Despite What President Arias Might Want You to Believe: Why Costa Rica Might Not Need CAFTA After All, and Why It May Be a Bad Deal for the Average Costa Rican

"Collective suicide." It was what Costa Rica President Óscar Arias has publicly predicted for his country if its good citizens don't ratify the Central American Free Trade Agreement (CAFTA), which will be put to referendum this Sunday. "Let's not close the door. Let's not cut our wings. Let's not deny our young people this challenge," was the impassioned, almost moralistic appeal that Costa Rican economist Álvaro Cedeño made in the country's national newspaper, La Nación. This hortatory, if not establishmentarian advice on the part of Arias and the Costa Rican academic, is reminiscent of President Clinton's appeal to Democratic legislators in 1994 when he urged them to vote for NAFTA. Just as the pro-free trade bloc bought NAFTA by throwing millions of dollars to promote the enactment of it, a comparable fortune has been spent in Costa Rica to guarantee that no October surprises take place on Sunday.

Few thought CAFTA would be decided through referendum. According to an op-ed signed by former Costa Rican presidents Luis Alberto Monge and Rodrigo Carazo Odio, "Arias and his consultants … resorted to free-speech violations, like closing TV shows [and] banning documentaries.…" These scare tactics "prompted resilient opposition from very diverse groups (including businessmen, farmers, ecological groups and intellectuals)," which brought CAFTA out of the Congress and out to the people, "something Arias had tried to shun from the beginning." Now it looks like he will pay for his political clumsiness: the most recent Unimer opinion poll indicates 55% of voters will reject the treaty.

CAFTA supporters (the issue is class-based: the rich favor it, while the poor invariably oppose it) foresee a number of grave consequences befalling Costa Rica if the "No" camp triumphs: massive job hemorrhaging, a catastrophic decline in foreign investment and an exodus of well-educated Costa Ricans who will no longer find economic opportunity in their country.

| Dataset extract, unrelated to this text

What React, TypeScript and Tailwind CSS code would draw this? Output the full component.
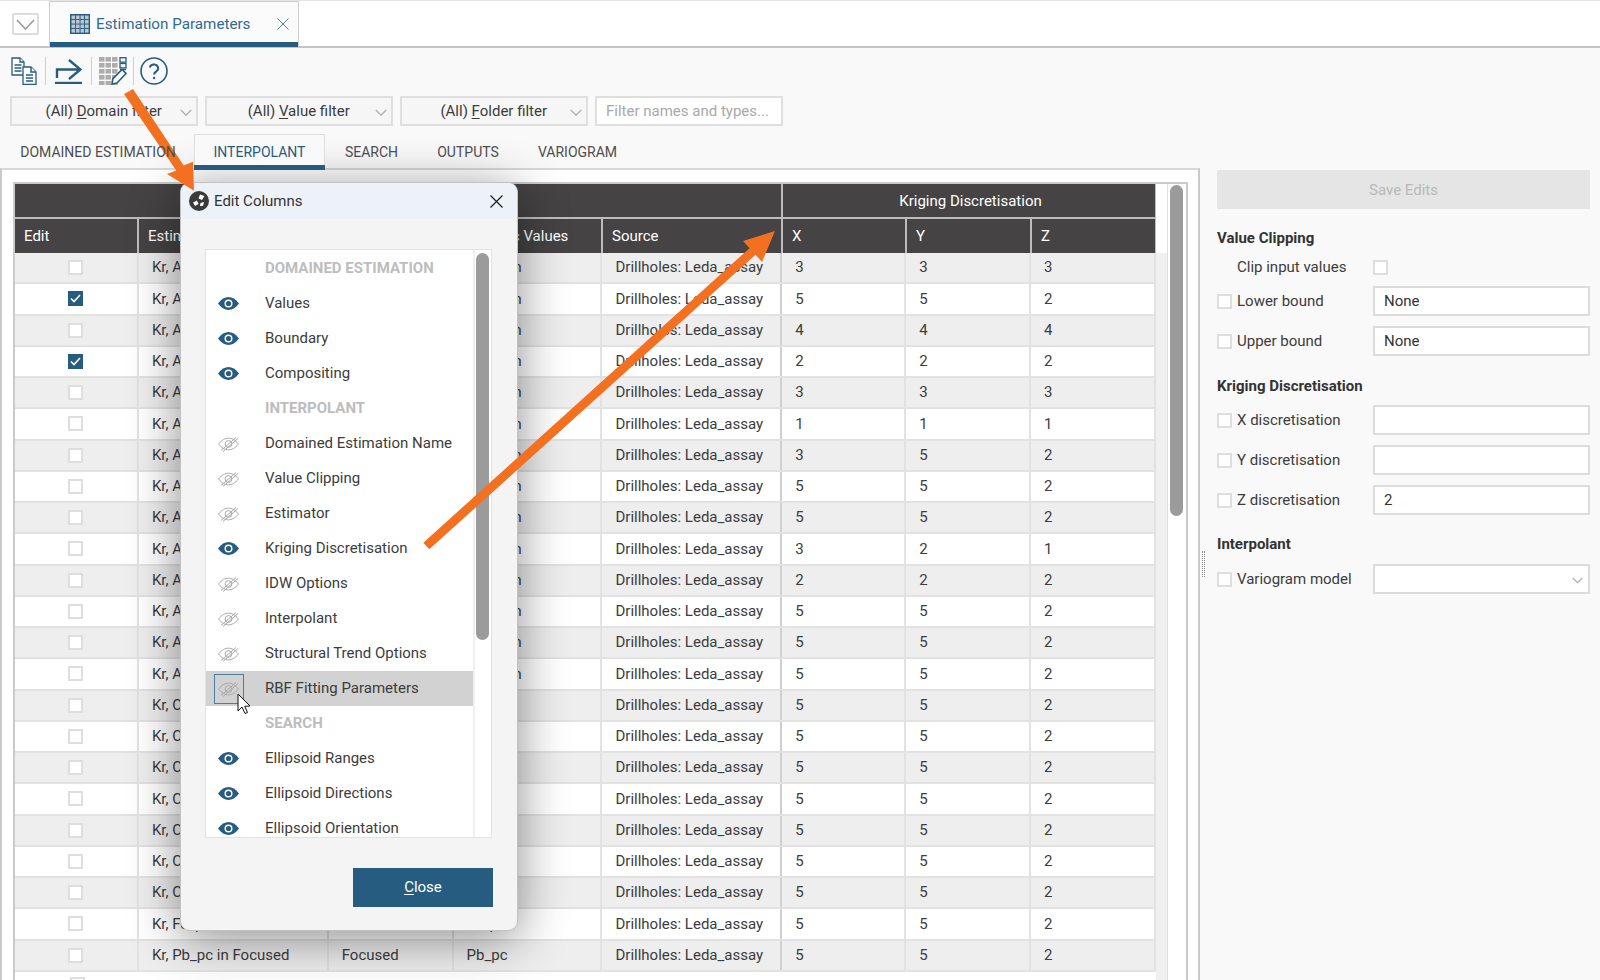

CAFTA supporters have always claimed to be on the side of reason and clear thinking, but adding such hysterical doomsday prophecies to their rhetorical repertoire shows the movement is feeling vulnerable, despite its torrent of paid-for publicity calling for "Sí" votes, including a battalion of foreign consultants brought into Costa Rica to see to it that the pro-free trade momentum was not being slowed down.

Costa Ricans are coming to realize that sticking with the status quo might not be such a bad thing. In terms of trade, most Costa Rican produce will continue to enjoy duty-free access to the US market due to the Caribbean Basin Initiative (CBI). A Democratic Congress will likely renew the CBI before it expires at the end of next September. Would Congress allow Costa Rica to remain a part of the CBI even if the country were to turn down CAFTA? It's impossible to know for certain right now, but given the Democrats' lack of congeniality toward bilateral FTAs, they would almost certainly give serious consideration to forgiving Costa Ricans—even lauding them—for not signing an agreement many legislators, publicly and well as privately, see as flawed.

One of the most bedeviling of these flaws relates to CAFTA's treatment of intellectual-property rights, which would at the very least wreak havoc on Costa Rica's outstanding healthcare system. CAFTA would prevent Costa Rican authorities from "approving the sale of generic drugs for at least five years after a new [pharmaceutical] is introduced … even if the drug's patent has already expired," according to the Dear Colleague letter written by Rep. Henry Waxman. This stipulation would leave Costa Ricans deprived of the inexpensive generic medicine they need access to in order to remain the healthiest country in Central America.

Losing quality healthcare would mean a double blow for Costa Rican farmers, who would also have to face a flood of subsidized agricultural goods. Most agricultural tariffs would be phased out in the next 15 years, and the average tico farmer would have to compete against Cargill and Archer Daniels Midland and other US multinationals, which would undercut domestically produced foodstuffs in the Costa Rican market.

In the end, the average Costa Rican has very little to gain and much to lose from saying "Sí" to CAFTA. Certain Costa Rican elites, however, do have much to gain, which explains the slick, high-profile ad campaign they've waged in favor of the agreement, concealing from the public that it is unquestionably a bad deal for the average tico. Hopefully the population can look beyond the narrow self-interests of the country's elite and their US counterparts, taking into account only those of their own homeland, and send the Bush White House's and President Arias' smoothly orchestrated pro-CAFTA campaign packing.